The Iraqi Supreme Court’s decision has potentially far-reaching consequences. If the KRG is not the holder of legal title to the crude it sells, the crude cannot legally transfer to IOCs under the terms of the PSCs, nor can title to the crude ultimately pass to buyers seeking to off-take, whether directly or indirectly, from IOCs selling Kurdish crude. The decision may also affect the relationship between the FGI and Turkey, previously a key importer of Kurdish crude, in particular the ongoing ICC arbitration between the FGI and Turkey / BOTAŞ, where the damages claimed are now said to exceed USD 26bn.

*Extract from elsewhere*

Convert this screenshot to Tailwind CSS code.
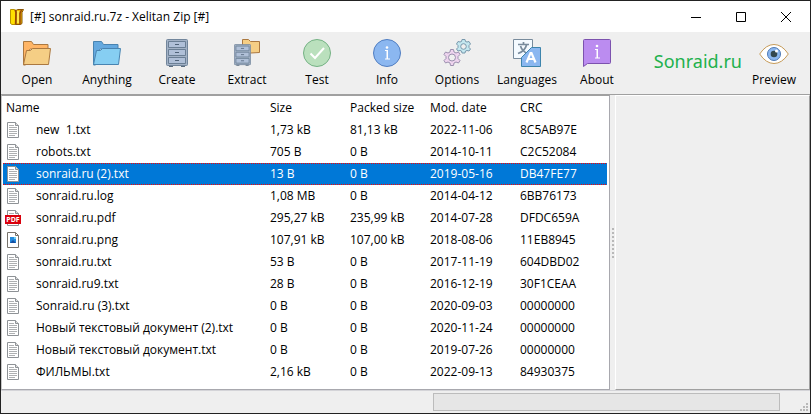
<!DOCTYPE html>
<html lang="en">
<head>
<meta charset="utf-8">
<meta name="viewport" content="width=device-width, initial-scale=1">
<title>[#] sonraid.ru.7z - Xelitan Zip [#]</title>
<script src="https://cdn.jsdelivr.net/npm/@tailwindcss/browser@4"></script>
</head>
<body class="flex min-h-screen flex-col border border-[#222] bg-[#efefef] font-['Open_Sans','Noto_Sans',sans-serif] text-[12px] leading-[16px] text-black">
<svg class="hidden" aria-hidden="true">
  <symbol id="txt" viewBox="0 0 16 16">
    <path d="M2.5.5h8l3 3v12h-11z" fill="#fff" stroke="#8e9296"/>
    <path d="M10.5.5v3h3" fill="#ddd" stroke="#8e9296"/>
    <path d="M4 3.5h5M4 5.500h8M4 7.500h8M4 9.500h8M4 11.500h8M4 13.500h6" stroke="#aeb0b2"/>
  </symbol>
  <symbol id="cabinet" viewBox="0 0 22 28">
    <path d="M3 26h4v2H3zM15 26h4v2h-4z" fill="#5b6c7e"/>
    <rect x=".5" y=".5" width="21" height="26" rx="1" fill="#a3b2c6" stroke="#72869c"/>
    <g fill="#b0c0d8" stroke="#6b7f95"><path d="M2.500 2.500h17v6h-17zM2.500 10.500h17v6h-17zM2.500 18.500h17v6h-17z"/></g>
    <path d="M9 5.500h4M9 13.500h4M9 21.500h4" stroke="#4f6278"/>
  </symbol>
</svg>

<header class="flex h-[31px] shrink-0 items-center bg-white pr-[1px] pl-[9px]">
  <svg class="h-4 w-[14px]" viewBox="0 0 14 16" aria-hidden="true">
    <path d="M.5.500h4l1.500 1v14h-4l-1.500-1z" fill="#ffe000" stroke="#b99300"/>
    <path d="M6 1.500L7.500.500h6L12 3.500v11l-1.500 1H6z" fill="#efb900" stroke="#8a5606"/>
    <path d="M5 1l1 2.500-.5 12M11.500 1l-1.500 3.500v11" fill="none" stroke="#984707" stroke-width="1.500"/>
    <path d="M8 2v12" stroke="#ffe84a" stroke-width="2"/>
  </svg>
  <h1 class="ml-[6px] text-[12px]">[#] sonraid.ru.7z - Xelitan Zip [#]</h1>
  <div class="ml-auto flex h-full">
    <button class="flex w-[45px] items-center justify-center" aria-label="Minimize"><svg class="size-[10px]" viewBox="0 0 10 10" stroke="#000" fill="none"><path d="M0 5.500h10"/></svg></button>
    <button class="flex w-[45px] items-center justify-center" aria-label="Maximize"><svg class="size-[10px]" viewBox="0 0 10 10" stroke="#000" fill="none"><path d="M.5.500h9v9h-9z"/></svg></button>
    <button class="flex w-[46px] items-center justify-center" aria-label="Close"><svg class="size-[10px]" viewBox="0 0 10 10" stroke="#000" fill="none"><path d="M0 0l10 10M10 0L0 10"/></svg></button>
  </div>
</header>

<nav class="flex h-[63px] shrink-0 items-start border-b border-[#a0a0a0] pt-[7px] pr-[4px] pl-[1px]" aria-label="Toolbar">
  <button class="flex w-[70px] flex-col items-center gap-[5px]">
    <svg class="size-7" viewBox="0 0 28 28" aria-hidden="true"><path d="M.5 26V2.500h8l2 3h14.500V10H7.500L5 12 2.500 26z" fill="#ffb566" stroke="#ab7840"/><path d="M.5 25.500l3-14h4l2-2h18l-2 16z" fill="#f5ce85" stroke="#ab7840"/></svg>
    Open</button>
  <button class="flex w-[70px] flex-col items-center gap-[5px]">
    <svg class="size-7" viewBox="0 0 28 28" aria-hidden="true"><path d="M.5 26V2.500h8l2 3h14.500V10H7.500L5 12 2.500 26z" fill="#65a9df" stroke="#4984b1"/><path d="M.5 25.500l3-14h4l2-2h18l-2 16z" fill="#86cef2" stroke="#4984b1"/></svg>
    Anything</button>
  <button class="flex w-[70px] flex-col items-center gap-[5px]">
    <svg class="h-7 w-[22px]" aria-hidden="true"><use href="#cabinet"/></svg>
    Create</button>
  <button class="flex w-[70px] flex-col items-center gap-[5px]">
    <svg class="size-7" viewBox="0 0 28 28" aria-hidden="true"><path d="M9.500 14.500V.5h6l2 2h9v11z" fill="#f5ce85" stroke="#ab7840"/><use href="#cabinet" x="1" y="5" width="17" height="22"/></svg>
    Extract</button>
  <button class="flex w-[70px] flex-col items-center gap-[5px]">
    <svg class="size-7" viewBox="0 0 28 28" fill="none" aria-hidden="true"><circle cx="14" cy="14" r="13.500" fill="#bae0bd" stroke="#74b184"/><path d="M7.500 14.500l4.500 4.500 9-10" stroke="#fff" stroke-width="2"/></svg>
    Test</button>
  <button class="flex w-[70px] flex-col items-center gap-[5px]">
    <svg class="size-7" viewBox="0 0 28 28" aria-hidden="true"><circle cx="14" cy="14" r="13.500" fill="#8bb7f0" stroke="#507dc0"/><circle cx="14" cy="8.500" r="1.300" fill="#fff"/><path d="M12 11h3v8.500h2v1h-5v-1h1.500V12H12z" fill="#fff"/></svg>
    Info</button>
  <button class="flex w-[70px] flex-col items-center gap-[5px]">
    <svg class="size-7" viewBox="0 0 28 28" aria-hidden="true">
      <g stroke="#9b8fae" fill="#eed4ee" stroke-linejoin="round"><path d="M7.500 10.500h3l.5 2.500 2 1 2.500-1 1.500 2.500-2 2v2l2 2-1.500 2.500-2.500-1-2 1-.5 2.500h-3l-.5-2.500-2-1-2.500 1L1 21.500l2-2v-2l-2-2L2.500 13 5 14l2-1z"/><circle cx="9" cy="18.500" r="3.500" fill="#efefef"/></g>
      <g stroke="#7898ac" fill="#c4e7ef" stroke-linejoin="round"><path d="M19 .5h3l.5 2 1.500.5 2-.5 1.500 2.500-1.500 1.500v2l1.500 1.500-1.500 2-2-.5-1.500.5-.5 2h-3l-.5-2-1.500-.5-2 .5-1.500-2 1.500-1.500v-2L13.500 5 15 2.500l2 .5 1.500-.5z"/><circle cx="20.500" cy="7.500" r="2.800" fill="#efefef"/></g>
    </svg>
    Options</button>
  <button class="flex w-[70px] flex-col items-center gap-[5px]">
    <svg class="size-7" viewBox="0 0 28 28" fill="none" aria-hidden="true"><path d="M.5.500h19v9l-10 10h-9z" fill="#f4faff" stroke="#788b9c"/><path d="M5 5.500h11M10.500 3v2.500M13.500 6c-1 4-4 7-8.500 8.500M7.500 7c1 3.500 4 6.500 8 8" stroke="#788b9c" stroke-width="1.700"/><path d="M18.500 8.500h9v19h-19v-9z" fill="#8bb7f0" stroke="#3d84ac"/><path d="M13.500 23.500L17.500 14h1l4 9.500M15 20h6" stroke="#fff" stroke-width="2.200"/></svg>
    Languages</button>
  <button class="flex w-[70px] flex-col items-center gap-[5px]">
    <svg class="size-7" viewBox="0 0 28 28" aria-hidden="true"><path d="M1.500.5h25q1 0 1 1v22q0 1-1 1H4.500l-4 3v-26q0-1 1-1z" fill="#bb8cf0" stroke="#7c52ae"/><circle cx="14" cy="7" r="1.300" fill="#fff"/><path d="M12 10h3v8.500h2v1h-5v-1h1.500V11H12z" fill="#fff"/></svg>
    About</button>
  <a href="#" class="mt-[12px] ml-auto font-['Noto_Sans',sans-serif] text-[18px] leading-[20px] text-[#22b14c]">Sonraid.ru</a>
  <button class="flex w-[64px] flex-col items-center gap-[5px]">
    <svg class="h-7 w-[30px]" viewBox="0 0 30 28" aria-hidden="true"><path d="M.7 15Q7 5.500 15 5.500T29.300 15Q23 24.500 15 24.500T.7 15z" fill="#fff" stroke="#c69b58"/><circle cx="15" cy="15" r="6.500" fill="#8bb7f0" stroke="#4e7ab5"/><circle cx="15" cy="15" r="3.300" fill="#33484f"/><circle cx="17.500" cy="12" r="1.500" fill="#fff"/></svg>
    Preview</button>
</nav>

<main class="flex grow">
  <section class="grow border border-t-[#a0a0a0] border-r-[#a8a8ae] border-b-[#a8a8ae] border-l-[#c8c8c8] bg-white pt-[1px] pr-[2px] pb-1 pl-[1px]">
    <table class="w-full table-fixed border-collapse text-left">
      <colgroup><col><col class="w-[80px]"><col class="w-[80px]"><col class="w-[90px]"><col class="w-[90px]"></colgroup>
      <thead><tr class="h-[22px]"><th class="p-0 pl-[3px] font-normal">Name</th><th class="p-0 pl-[3px] font-normal">Size</th><th class="p-0 pl-[3px] font-normal">Packed size</th><th class="p-0 pl-[3px] font-normal">Mod. date</th><th class="p-0 pl-[3px] font-normal">CRC</th></tr></thead>
      <tbody class="[&_td]:p-0 [&_td]:pl-[3px] [&_tr]:h-[22px] [&_svg]:mr-[15px] [&_svg]:size-4 [&_svg]:shrink-0 [&_div]:flex [&_div]:items-center [&_div]:-ml-px [&_div]:whitespace-pre">
        <tr><td><div><svg><use href="#txt"/></svg>new  1.txt</div></td><td>1,73 kB</td><td>81,13 kB</td><td>2022-11-06</td><td>8C5AB97E</td></tr>
        <tr><td><div><svg><use href="#txt"/></svg>robots.txt</div></td><td>705 B</td><td>0 B</td><td>2014-10-11</td><td>C2C52084</td></tr>
        <tr class="bg-[#0078d7] text-white [&>td]:bg-[linear-gradient(90deg,#ff0000_50%,#0078d7_50%),linear-gradient(90deg,#ff0000_50%,#0078d7_50%)] [&>td]:[background-position:0_0,0_100%] [&>td]:[background-size:2px_1px] [&>td]:bg-repeat-x" aria-selected="true"><td><div><svg><use href="#txt"/></svg>sonraid.ru (2).txt</div></td><td>13 B</td><td>0 B</td><td>2019-05-16</td><td>DB47FE77</td></tr>
        <tr><td><div><svg><use href="#txt"/></svg>sonraid.ru.log</div></td><td>1,08 MB</td><td>0 B</td><td>2014-04-12</td><td>6BB76173</td></tr>
        <tr><td><div><svg viewBox="0 0 16 16"><use href="#txt"/><path d="M0 5h16v9H0z" fill="#d9000d"/><text x="8" y="12" text-anchor="middle" font-family="Open Sans, sans-serif" font-size="7" font-weight="700" fill="#fff">PDF</text></svg>sonraid.ru.pdf</div></td><td>295,27 kB</td><td>235,99 kB</td><td>2014-07-28</td><td>DFDC659A</td></tr>
        <tr><td><div><svg viewBox="0 0 16 16"><path d="M2.500.500h8l3 3v12h-11z" fill="#fff" stroke="#77726a"/><path d="M10.500.500v3h3" fill="none" stroke="#77726a"/><path d="M5 5h6v6H5z" fill="#2389dc"/><path d="M5 11l3-3 3 3z" fill="#174f9f"/><path d="M9 5h2v2H9z" fill="#6dd0f5"/></svg>sonraid.ru.png</div></td><td>107,91 kB</td><td>107,00 kB</td><td>2018-08-06</td><td>11EB8945</td></tr>
        <tr><td><div><svg><use href="#txt"/></svg>sonraid.ru.txt</div></td><td>53 B</td><td>0 B</td><td>2017-11-19</td><td>604DBD02</td></tr>
        <tr><td><div><svg><use href="#txt"/></svg>sonraid.ru9.txt</div></td><td>28 B</td><td>0 B</td><td>2016-12-19</td><td>30F1CEAA</td></tr>
        <tr><td><div><svg><use href="#txt"/></svg>Sonraid.ru (3).txt</div></td><td>0 B</td><td>0 B</td><td>2020-09-03</td><td>00000000</td></tr>
        <tr><td><div><svg><use href="#txt"/></svg>Новый текстовый документ (2).txt</div></td><td>0 B</td><td>0 B</td><td>2020-11-24</td><td>00000000</td></tr>
        <tr><td><div><svg><use href="#txt"/></svg>Новый текстовый документ.txt</div></td><td>0 B</td><td>0 B</td><td>2019-07-26</td><td>00000000</td></tr>
        <tr><td><div><svg><use href="#txt"/></svg>ФИЛЬМЫ.txt</div></td><td>2,16 kB</td><td>0 B</td><td>2022-09-13</td><td>84930375</td></tr>
      </tbody>
    </table>
  </section>
  <div class="flex w-[5px] shrink-0 items-center justify-center" role="separator" aria-orientation="vertical">
    <div class="h-[30px] border-l-2 border-dotted border-[#b8b8b8]"></div>
  </div>
  <aside class="w-[195px] shrink-0 border border-t-white border-r-[#a0a0a0] border-b-[#a0a0a0] border-l-white" aria-label="Preview"></aside>
</main>

<footer class="flex h-[23px] shrink-0 items-center justify-end border-t border-[#d4d4d8] pr-[2px]">
  <div class="h-[18px] w-[347px] border border-[#bcbcbc] bg-[#e6e6e6]" role="progressbar" aria-label="Progress" aria-valuenow="0"></div>
  <svg class="mb-[2px] ml-5 size-2 self-end" viewBox="0 0 8 8" fill="#b8b8b8" aria-hidden="true"><path d="M6 0h2v2H6zM3 3h2v2H3zM6 3h2v2H6zM0 6h2v2H0zM3 6h2v2H3zM6 6h2v2H6z"/></svg>
</footer>
</body>
</html>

We understand that the FGI has not yet taken any formal action to enforce the decision and that the KRG’s recent communications have sounded a note of tentative consensus-building, indicating that the KRG intends to continue working with the FGI to find a way forward. Any steps taken by the FGI towards terminating PSCs between the KRG and IOCs is likely to give rise to fiercely contested disputes, in part because PSCs in effect grant IOCs an interest in the oil itself in Kurdistan. In addition, if the FGI seeks to enforce the Iraqi Supreme Court’s decision on the basis that PSCs under the KRG Oil and Gas Law are a ‘nullity’, that may give the KRG grounds on which to allege that claims against it under PSCs are barred because the PSCs were never validly entered into. In such cases, the IOCs could in principle have a claim against the FGI under the various bilateral investment treaties to which Iraq is a party (including with France and Japan). It is also worth noting the New York Convention entered into force in Iraq on 9 February 2022, and the recognition and enforcement of non-Iraqi arbitral awards in Iraq should therefore (in theory at least) be more straightforward.